Its sibling, Gemma 4 26B A4B IT, is the fast option. It has 25.2B total parameters and 3.8B active parameters, with a 256K context window. It will not replace Qwen3.6 as the best all-rounder, but it is attractive for lower-latency chat, RAG, document extraction and multimodal assistant use.

Planning Estimates for Apple Silicon

The following are directional planning estimates, not verified benchmarks. Actual throughput depends on runner, quantization, prompt length, thermal state, batch size and whether the architecture is optimized in MLX, llama.cpp or Ollama.

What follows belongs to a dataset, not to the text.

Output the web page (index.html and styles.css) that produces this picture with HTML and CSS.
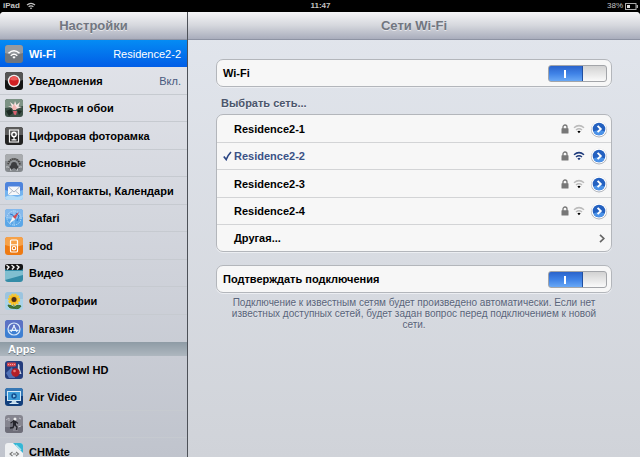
FILE: index.html
```html
<!DOCTYPE html>
<html lang="ru">
<head>
    <meta charset="UTF-8">
    <meta name="viewport" content="width=device-width, initial-scale=1.0">
    <title>Настройки</title>
    <link rel="stylesheet" href="styles.css">
</head>
<body>
    <!-- shared glyphs -->
    <svg class="defs" aria-hidden="true">
        <symbol id="wifi" viewBox="0 0 12 10">
            <path d="M1 3.7Q6-.5 11 3.7M3 6Q6 3.5 9 6" fill="none" stroke="currentColor" stroke-width="1.5"/>
            <path class="dot" d="M6 9.2L4.4 7.5Q6 6.2 7.6 7.5z"/>
        </symbol>
        <symbol id="lock" viewBox="0 0 8 10">
            <path d="M2 5V3a2 2 0 0 1 4 0v2" fill="none" stroke="#777" stroke-width="1.3"/>
            <rect x=".5" y="4.2" width="7" height="5.3" rx=".5" fill="#777"/>
        </symbol>
        <symbol id="arrow" viewBox="0 0 18 18">
            <circle cx="9" cy="9.4" r="8" fill="#a9adb5"/>
            <circle cx="9" cy="8.8" r="7.6" fill="#fff"/>
            <circle cx="9" cy="9" r="6.3" fill="#2461c0"/>
            <path d="M3.4 11.5a6 6 0 0 0 11.2 0Q9 8.5 3.4 11.5z" fill="#4b92e8"/>
            <path d="M7.6 5.8L10.800 9L7.600 12.200" fill="none" stroke="#fff" stroke-width="1.900"/>
        </symbol>
    </svg>

    <div class="status-bar">
        <span class="carrier">iPad <svg class="signal" width="10" height="8"><use href="#wifi"/></svg></span>
        <time>11:47</time>
        <span class="battery">38%
            <svg width="13" height="7" viewBox="0 0 13 7"><rect x=".5" y=".5" width="10.500" height="6" fill="none" stroke="#aaa"/><rect x="2" y="2" width="3" height="3" fill="#ddd"/><rect x="11.500" y="2" width="1.500" height="3" fill="#aaa"/></svg>
        </span>
    </div>

    <div class="settings">
        <nav class="sidebar">
            <h1 class="title-bar">Настройки</h1>
            <ul class="menu">
                <li><a href="#" class="active">
                    <svg class="icon" viewBox="0 0 18 18"><rect width="18" height="18" rx="3" fill="#71767c"/><path d="M0 3a3 3 0 0 1 3-3h12a3 3 0 0 1 3 3v5Q9 11 0 8z" fill="#969a9f"/><path d="M3.500 8.200Q9 3.200 14.500 8.200M5.700 10.800Q9 7.800 12.300 10.800" fill="none" stroke="#fff" stroke-width="1.500"/><path d="M9 13.800L7.300 12Q9 10.700 10.700 12z" fill="#fff"/></svg>
                    Wi-Fi <span class="value">Residence2-2</span></a></li>
                <li><a href="#">
                    <svg class="icon" viewBox="0 0 18 18"><rect width="18" height="18" rx="3" fill="#151515"/><path d="M0 3a3 3 0 0 1 3-3h12a3 3 0 0 1 3 3v5Q9 11 0 8z" fill="#555"/><circle cx="9" cy="9" r="6.200" fill="#eee"/><circle cx="9" cy="9" r="4.800" fill="#d01f22"/><path d="M5 7.500a4.200 4.200 0 0 1 8 0Q9 9.500 5 7.500z" fill="#ea5a58"/></svg>
                    Уведомления <span class="value">Вкл.</span></a></li>
                <li><a href="#">
                    <svg class="icon" viewBox="0 0 18 18"><rect width="18" height="18" rx="3" fill="#3d5147"/><path d="M0 3a3 3 0 0 1 3-3h12a3 3 0 0 1 3 3v4L0 9z" fill="#7d9385"/><path d="M1 12l5-2 2 4-4 3zM12 11l5 1-3 4z" fill="#1d2b24"/><path d="M9 10L3 7l4 .5L5 3l4 3 1-4 1.500 4L15 3l-1.500 4.500L17 8l-7 2.500z" fill="#f8e5e3"/><path d="M7 9l2-4 3 4-1 2H8z" fill="#f4b7b5"/><path d="M8 12h4l-1 4-2-.5z" fill="#d65f6e"/></svg>
                    Яркость и обои</a></li>
                <li><a href="#">
                    <svg class="icon" viewBox="0 0 18 18"><rect width="18" height="18" rx="3" fill="#222"/><path d="M0 3a3 3 0 0 1 3-3h12a3 3 0 0 1 3 3v5H0z" fill="#5b5b5b"/><rect x="4.500" y="3" width="9" height="12" fill="none" stroke="#eee" stroke-width="1.200"/><circle cx="9" cy="7.500" r="2.200" fill="#444" stroke="#fff" stroke-width="1.400"/><path d="M9 10v3M6.500 12.800h5" stroke="#fff" stroke-width="1.200"/></svg>
                    Цифровая фоторамка</a></li>
                <li><a href="#">
                    <svg class="icon" viewBox="0 0 18 18"><rect width="18" height="18" rx="3" fill="#85898d"/><path d="M0 3a3 3 0 0 1 3-3h12a3 3 0 0 1 3 3v4H0z" fill="#a8abae"/><path d="M3 11a6 6 0 0 1 12 0" fill="#8f9295" stroke="#444" stroke-width="1.800"/><path d="M3 11a6 6 0 0 1 12 0" fill="none" stroke="#999" stroke-width="2.400" stroke-dasharray=".6 1.600"/><path d="M9 8a3 3 0 0 1 3 3l2.500 3-2 2L9 14l-3.500 2-2-2L6 11a3 3 0 0 1 3-3z" fill="#3c3d3f"/><path d="M1 13q4-1 5 4M17 13q-4-1-5 4" fill="none" stroke="#c8cacc"/></svg>
                    Основные</a></li>
                <li><a href="#">
                    <svg class="icon" viewBox="0 0 18 18"><rect width="18" height="18" rx="3" fill="#73b4f0"/><path d="M0 3a3 3 0 0 1 3-3h12a3 3 0 0 1 3 3v5Q9 11 0 8z" fill="#4e83dc"/><path d="M0 15q5-3 9-1t9-1v2a3 3 0 0 1-3 3H3a3 3 0 0 1-3-3z" fill="#b4dcf8"/><rect x="3" y="4.500" width="12" height="8.500" rx="1" fill="#f7f8fa"/><path d="M3.500 5L9 10l5.500-5M3.500 12.500l4-3.500M14.500 12.500l-4-3.500" fill="none" stroke="#9ba6b6" stroke-width=".8"/></svg>
                    Mail, Контакты, Календари</a></li>
                <li><a href="#">
                    <svg class="icon" viewBox="0 0 18 18"><rect width="18" height="18" rx="3" fill="#5ba7e8"/><path d="M0 3a3 3 0 0 1 3-3h12a3 3 0 0 1 3 3v5Q9 11 0 8z" fill="#85b9ec"/><circle cx="9" cy="9" r="7" fill="none" stroke="#c8e6fa" stroke-dasharray="1 1"/><path d="M9 1v16M1 9h16" stroke="#a7d4f5" stroke-width=".8"/><path d="M5 5l3 1 1 3-3 2M11 4l3 3-2 5" fill="none" stroke="#3279c9"/><path d="M14 3L10.200 10.200 7.800 7.800z" fill="#d64b50"/><path d="M4 15l3.800-7.200 2.400 2.400z" fill="#f1f4f8"/></svg>
                    Safari</a></li>
                <li><a href="#">
                    <svg class="icon" viewBox="0 0 18 18"><rect width="18" height="18" rx="3" fill="#ee7a12"/><path d="M0 3a3 3 0 0 1 3-3h12a3 3 0 0 1 3 3v5Q9 11 0 8z" fill="#f6a24a"/><rect x="5.500" y="3" width="7" height="12" rx="1" fill="none" stroke="#fff" stroke-width="1.200"/><path d="M6 7.800h6" stroke="#fff"/><circle cx="9" cy="11.200" r="1.700" fill="none" stroke="#fff" stroke-width="1.100"/></svg>
                    iPod</a></li>
                <li><a href="#">
                    <svg class="icon" viewBox="0 0 18 18"><rect y="3" width="18" height="15" rx="3" fill="#348ca7"/><path d="M0 7h18v4L0 16z" fill="#80bfd0"/><rect y="0" width="18" height="6" rx="2" fill="#151515"/><path d="M1.500 1l2.500 2-2 2.500M6.500 1l2.500 2-2 2.500M11.500 1L14 3l-2 2.500" fill="none" stroke="#f4f4f4" stroke-width="1.400"/></svg>
                    Видео</a></li>
                <li><a href="#">
                    <svg class="icon" viewBox="0 0 18 18"><rect width="18" height="18" rx="3" fill="#a9d3e9"/><path d="M0 3a3 3 0 0 1 3-3h12a3 3 0 0 1 3 3v4H0z" fill="#9cc4df"/><path d="M9 11v6M9 16Q4 17 3 13q4 0 6 3 2-4 7-2-2 4-7 2" fill="#447c36" stroke="#37672b"/><circle cx="9" cy="7.500" r="4.800" fill="#f4b51c" stroke="#f7c934" stroke-width="2.600" stroke-dasharray="2 .8"/><circle cx="9" cy="7.500" r="2.500" fill="#503016"/></svg>
                    Фотографии</a></li>
                <li><a href="#">
                    <svg class="icon" viewBox="0 0 18 18"><rect width="18" height="18" rx="3" fill="#3e7fd2"/><path d="M0 3a3 3 0 0 1 3-3h12a3 3 0 0 1 3 3v5Q9 11 0 8z" fill="#5c72c4"/><circle cx="9" cy="9" r="6" fill="none" stroke="#d8e8fa" stroke-width="1.200"/><path d="M9.500 5L6 12M8.500 5l3.500 7M4.500 10.300h9" stroke="#e8f2fd" stroke-width="1.200"/></svg>
                    Магазин</a></li>
            </ul>
            <h2 class="section">Apps</h2>
            <ul class="menu">
                <li><a href="#">
                    <svg class="icon" viewBox="0 0 18 18"><rect width="18" height="18" rx="3" fill="#253d7d"/><path d="M1 12l6-6 3 11H4z" fill="#5272b6"/><rect x="2" y="1.500" width="9" height="4" rx="1" fill="#d6464d"/><path d="M3 3.500h7" stroke="#f4aaa9" stroke-dasharray="1 1"/><path d="M13 3q2 0 1.500 4l2 6h-4z" fill="#cbd2e2"/><circle cx="10.500" cy="11.500" r="4.200" fill="#b31f28"/><circle cx="9.500" cy="10" r="1.300" fill="#ed7772"/></svg>
                    ActionBowl HD</a></li>
                <li><a href="#">
                    <svg class="icon" viewBox="0 0 18 18"><rect width="18" height="18" rx="3" fill="#123f7d"/><path d="M0 3a3 3 0 0 1 3-3h12a3 3 0 0 1 3 3v5H0z" fill="#3677b4"/><rect x="2.500" y="3.500" width="13" height="9" fill="#3b9cd9" stroke="#d4e8f5"/><circle cx="9" cy="8" r="2.700" fill="#124c8f"/><path d="M8.200 6.500L10.800 8 8.200 9.500z" fill="#8de0ff"/><path d="M7 13h4l1 2.500H6z" fill="#c1d9ea"/><path d="M4.500 15.500h9" stroke="#d4e8f5"/></svg>
                    Air Video</a></li>
                <li><a href="#">
                    <svg class="icon" viewBox="0 0 18 18"><rect width="18" height="18" rx="3" fill="#85858f"/><path d="M0 12h5V8h3v8h5v-5h5v4a3 3 0 0 1-3 3H3a3 3 0 0 1-3-3z" fill="#6e6e79"/><path d="M1 5l3-2v3M14 3l2 1M13 12l3-1" stroke="#bdbdc5" fill="none"/><circle cx="10" cy="4" r="1.500" fill="#eee"/><path d="M8 5l3 1 0 4-3 .5z" fill="#24242b"/><path d="M9 6L5.500 8M10.500 6.500L13 8.500M9 10l-1 2.500-3 .5M10 10l2 2-.5 3" fill="none" stroke="#24242b" stroke-width="1.400"/></svg>
                    Canabalt</a></li>
                <li><a href="#">
                    <svg class="icon" viewBox="0 0 18 18"><rect width="18" height="18" rx="3" fill="#eef0f2"/><path d="M8 0h7a3 3 0 0 1 3 3v7z" fill="#35b6d5"/><path d="M11 2l5 5" stroke="#a5e2ef" stroke-width="1.500"/><path d="M7.500 9l-2.500 2 2.500 2M11 9l2.500 2-2.500 2M8 11h3" fill="none" stroke="#777" stroke-width="1.100"/></svg>
                    CHMate</a></li>
            </ul>
        </nav>

        <main class="detail">
            <h1 class="title-bar">Сети Wi-Fi</h1>
            <div class="content">
                <div class="group">
                    <div class="row switch-row">
                        <label for="wifiSwitch">Wi-Fi</label>
                        <input type="checkbox" class="switch" id="wifiSwitch" checked>
                    </div>
                </div>

                <h2 class="group-title">Выбрать сеть...</h2>
                <ul class="group networks">
                    <li class="row">
                        <span class="check"></span><span class="name">Residence2-1</span>
                        <svg class="lock"><use href="#lock"/></svg><svg class="strength"><use href="#wifi"/></svg>
                        <button class="more" aria-label="Residence2-1"><svg width="18" height="18"><use href="#arrow"/></svg></button>
                    </li>
                    <li class="row selected">
                        <span class="check"><svg width="9" height="10" viewBox="0 0 9 10"><path d="M.8 5.500L3.200 8.500Q5 4 8 1" fill="none" stroke="#2c4684" stroke-width="1.700"/></svg></span><span class="name">Residence2-2</span>
                        <svg class="lock"><use href="#lock"/></svg><svg class="strength"><use href="#wifi"/></svg>
                        <button class="more" aria-label="Residence2-2"><svg width="18" height="18"><use href="#arrow"/></svg></button>
                    </li>
                    <li class="row">
                        <span class="check"></span><span class="name">Residence2-3</span>
                        <svg class="lock"><use href="#lock"/></svg><svg class="strength"><use href="#wifi"/></svg>
                        <button class="more" aria-label="Residence2-3"><svg width="18" height="18"><use href="#arrow"/></svg></button>
                    </li>
                    <li class="row">
                        <span class="check"></span><span class="name">Residence2-4</span>
                        <svg class="lock"><use href="#lock"/></svg><svg class="strength"><use href="#wifi"/></svg>
                        <button class="more" aria-label="Residence2-4"><svg width="18" height="18"><use href="#arrow"/></svg></button>
                    </li>
                    <li class="row">
                        <span class="check"></span><a href="#" class="name">Другая...</a>
                        <svg class="chevron" width="6" height="9" viewBox="0 0 6 9"><path d="M1 .8L4.800 4.500 1 8.200" fill="none" stroke="#666" stroke-width="1.700"/></svg>
                    </li>
                </ul>

                <div class="group">
                    <div class="row switch-row">
                        <label for="askSwitch">Подтверждать подключения</label>
                        <input type="checkbox" class="switch" id="askSwitch" checked>
                    </div>
                </div>
                <p class="hint">Подключение к известным сетям будет произведено автоматически. Если нет известных доступных сетей, будет задан вопрос перед подключением к новой сети.</p>
            </div>
        </main>
    </div>
</body>
</html>
```
FILE: styles.css
```css
* {
    box-sizing: border-box;
}
body {
    margin: 0;
    height: 100vh;
    overflow: hidden;
    display: flex;
    flex-direction: column;
    background: #000;
    color: #000;
    font-family: "Liberation Sans", Arial, sans-serif;
    font-size: 11px;
}
h1, h2, p, ul {
    margin: 0;
    padding: 0;
}
ul {
    list-style: none;
}
a {
    color: inherit;
    text-decoration: none;
}
svg {
    flex: none;
}
.defs {
    position: absolute;
    width: 0;
    height: 0;
}

/* Status bar */
.status-bar {
    display: grid;
    grid-template-columns: 1fr auto 1fr;
    align-items: center;
    flex: none;
    height: 12px;
    padding: 0 2px 0 3px;
    color: #c4c4c4;
    font-size: 8px;
    font-weight: bold;
    line-height: 12px;
}
.carrier, .battery {
    display: flex;
    align-items: center;
    gap: 6px;
}
.battery {
    justify-content: flex-end;
    gap: 2px;
    font-weight: normal;
}
.signal {
    fill: #c4c4c4;
}

/* Two panes */
.settings {
    display: flex;
    flex: 1;
    min-height: 0;
}
.sidebar {
    width: 188px;
    flex: none;
    overflow: hidden;
    border-right: 1px solid #4d5158;
    border-top-left-radius: 4px;
    background: linear-gradient(#e4e6ec, #c0c4cd);
}
.detail {
    flex: 1;
    min-width: 0;
    overflow: hidden;
    border-top-right-radius: 4px;
    background: linear-gradient(#e2e6ed, #d0d3d9);
}
.title-bar {
    height: 28px;
    border-bottom: 1px solid #8e93a3;
    background: linear-gradient(#f5f5f7, #d5d7dd 50%, #a9adbc);
    color: #717680;
    font-size: 13px;
    line-height: 28px;
    text-align: center;
    text-shadow: 0 1px 0 #e4e5ea;
}

/* Left menu */
.menu li {
    height: 27px;
    border-bottom: 1px solid #c6cad0;
}
.menu li:nth-child(even) {
    height: 28px;
}
.menu li:first-child, .menu li:last-child {
    border-bottom: 0;
}
.menu a {
    display: flex;
    align-items: center;
    gap: 6px;
    height: 100%;
    padding: 0 6px 0 5px;
    font-weight: bold;
    white-space: nowrap;
}
.menu .active {
    background: linear-gradient(#058cf4, #015de6);
    color: #fff;
}
.icon {
    width: 18px;
    height: 18px;
}
.value {
    margin-left: auto;
    color: #48587e;
    font-weight: normal;
}
.active .value {
    color: #fff;
}
.section {
    height: 14px;
    padding-left: 8px;
    background: linear-gradient(#8e9ba5, #aeb7bf);
    color: #fff;
    font-size: 11px;
    line-height: 14px;
    text-shadow: 0 1px 0 #6f7c86;
}

/* Right pane */
.content {
    padding: 19px 28px;
}
.group {
    border: 1px solid #b3b6bb;
    border-radius: 7px;
    background: #f7f7f7;
    box-shadow: 0 1px 0 #eceef2;
}
.row {
    display: flex;
    align-items: center;
    height: 27px;
    padding: 0 3px 0 6px;
    font-weight: bold;
}
.switch-row {
    justify-content: space-between;
    height: 26px;
    padding-right: 4px;
}
.group-title {
    padding: 10px 5px 4px;
    color: #4b566c;
    font-size: 11px;
    line-height: 13px;
    text-shadow: 0 1px 0 #f0f2f5;
}
.networks {
    margin-bottom: 13px;
}
.networks .row + .row {
    border-top: 1px solid #d3d4d6;
}
.networks .row:nth-child(3) {
    height: 28px;
}
.check {
    width: 11px;
    line-height: 0;
}
.name {
    flex: 1;
}
.selected .name {
    color: #3b5286;
}
.lock {
    width: 8px;
    height: 10px;
    margin-right: 4px;
}
.strength {
    width: 12px;
    height: 10px;
    margin-right: 5px;
    color: #bcbcbc;
    fill: #000;
}
.selected .strength {
    color: #213d7d;
    fill: #213d7d;
}
.more {
    width: 18px;
    height: 18px;
    padding: 0;
    border: 0;
    background: none;
    line-height: 0;
    cursor: pointer;
}
.chevron {
    margin-right: 3px;
}
.switch {
    appearance: none;
    width: 59px;
    height: 17px;
    margin: 0;
    border: 1px solid #a3a5a9;
    border-radius: 3px;
    background:
        linear-gradient(#fff, #fff) 15px 4px / 2px 8px no-repeat,
        linear-gradient(#2150a0, #2150a0) 33px 0 / 1px 100% no-repeat,
        linear-gradient(#2a63cb, #3f82e6 50%, #69a8f5) 0 0 / 33px 100% no-repeat,
        linear-gradient(#d2d2d2, #fafafa);
    cursor: pointer;
}
.hint {
    padding: 4px 12px;
    color: #59647a;
    font-size: 10px;
    line-height: 11px;
    text-align: center;
    text-shadow: 0 1px 0 #e1e4e8;
}
```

Model	Likely local role	Practical context target	Planning speed expectation
Qwen3.6-35B-A3B Q5_K_M	Daily all-rounder	64K-128K	Fast enough for interactive coding
Qwen3-Coder-30B-A3B Q5_K_M	Coding specialist	64K-128K	Faster coding loop than larger models
Gemma 4 26B A4B	Fast assistant/RAG	64K-128K	Best responsiveness among top picks
Gemma 4 31B	Dense fallback	32K-96K	Stable but heavier than active-light MoE
Qwen3-Coder-Next	Hard coding tasks	32K-64K	Capable but slower locally

Daily Model, Hard-Task Model and Buying Advice

For a 128GB Mac, use Qwen3.6-35B-A3B at Q5_K_M as the daily model. It is the best single choice for coding, code review, local RAG, long-context research and private assistant work.

Use Qwen3-Coder-30B-A3B-Instruct when you want a faster coding-focused loop, especially in IDE agents or terminal coding tools. Use Qwen3-Coder-Next only when a task is complex enough to justify the extra local weight.

For buyers, 128GB is enough for serious local AI if the goal is one strong model at a time with practical long context and normal developer workloads. Choose 256GB if you want multiple models loaded, heavier 80B+ experiments, very long context, or a local server with databases, containers and concurrent users.

The broader implication is simple: the best 128GB Mac setup in 2026 is not a laptop pretending to be a datacenter. It is a focused workstation built around one excellent 30B-35B efficient model, a fast coding specialist and a disciplined context strategy. On that basis, Qwen3.6-35B-A3B is the model to beat.